As Republicans readied the rollout of a tax overhaul plan last week, there was minor debate about the name. President Trump preferred dubbing it the “Cut Cut Cut Act”  according to ABC News, but GOP congressional leaders settled on “Tax Cuts and Jobs Act.”

Right before the Republicans’ plan was released, a Washington Post-ABC News poll asked a random sample of 1,005 Americans how they would describe Trump’s tax plan. They offered a wide variety of positive and negative words, but perhaps surprisingly, just five people mentioned the word “cut.”

The poll found 22 percent of Americans offering positive one-word descriptions of Trump’s tax plan, with “fair” standing out as the most positive common word, named by 4 percent overall. Similar percentages used general positive terms such as “good” (4 percent) “excellent” or “great,” at 2 percent each.

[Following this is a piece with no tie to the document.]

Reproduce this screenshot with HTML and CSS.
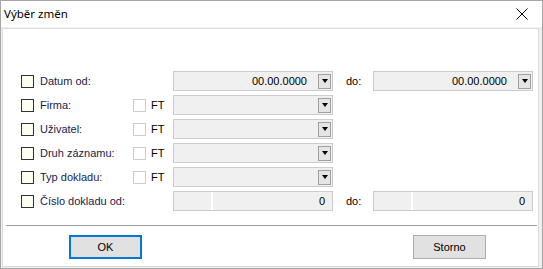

Other Americans giving positive assessments described the plan as “beneficial” or “helpful” (2 percent said either) or “needed,” while others expressed optimism about the plan as being “hopeful” or “promising.” Positive assessments of Trump’s plan also provided a hodgepodge of answers, including words such as  “relief,” “equality,” “growth” and “stimulating,” though less than 1 percent mentioned the word “cut.”

In a separate question released Friday, the Post-ABC poll found 33 percent of Americans supporting Trump’s tax plan while 50 percent opposed it.

In line with that margin, a larger 41 percent of adults described Trump’s plan with a negative word. Critics of Trump’s tax plan also included a mix of general negative reactions as well as an emphasis on fairness. Some top negative included “biased,” “bad” and  “stupid” or “idiotic,” but “unfair” topped the list, at 4 percent. A series of other top words touched on concerns that Trump’s tax plan favors upper-income Americans, including describing the plan as “rich,” “greedy,” “selfish,” “self-serving,” “biased” or “regressive.”

Those types of responses are in line the with a broader perception of Trump’s efforts, according to a question asked after respondents gave their initial view of Trump’s tax plan. The Post-ABC survey found that 60 percent expected Trump’s tax proposal to favor the rich, compared with 13 percent who expected it would favor the middle class, 2 percent favoring the poor and 17 percent saying it would favor all groups equally.

Republicans have been telling jokes to promote their plan to overhaul the tax code. It’s going well. (The Washington Post)

Americans’ initial reactions to Trump’s tax plan were notably vague on the eve of its release, with almost 4 in 10 offering either neutral words (15 percent) or no word at all (22 percent) when asked how they would describe it.

The sizable share of the public without a positive or negative assessment of Trump’s proposals — and the lack of specificity in many positive and negative responses — suggests opinions toward the tax plan are malleable as Congress debates specifics of the proposal.

Democrats and Republicans offered very different one-word descriptions of Trump's plan, but they were not mirror opposites. A 55 percent majority of Republicans described Trump's tax proposal using a positive word, but a somewhat larger 65 percent of Democrats described it negatively.

Another factor at play is the degree to which Trump’s overall image drives popularity of Republicans’ tax plan. The Post-ABC poll found 37 percent approving of Trump’s performance overall, and 75 percent of this group supports his tax plan. Among the 57 percent who disapprove of Trump’s performance overall, 78 percent disapprove of his tax plan.

The Post-ABC poll was conducted Oct. 29 to Nov. 1 among a random national sample of 1,005 adults reached on cell and landline phones with a margin of sampling error of plus or minus 3.5 percentage points.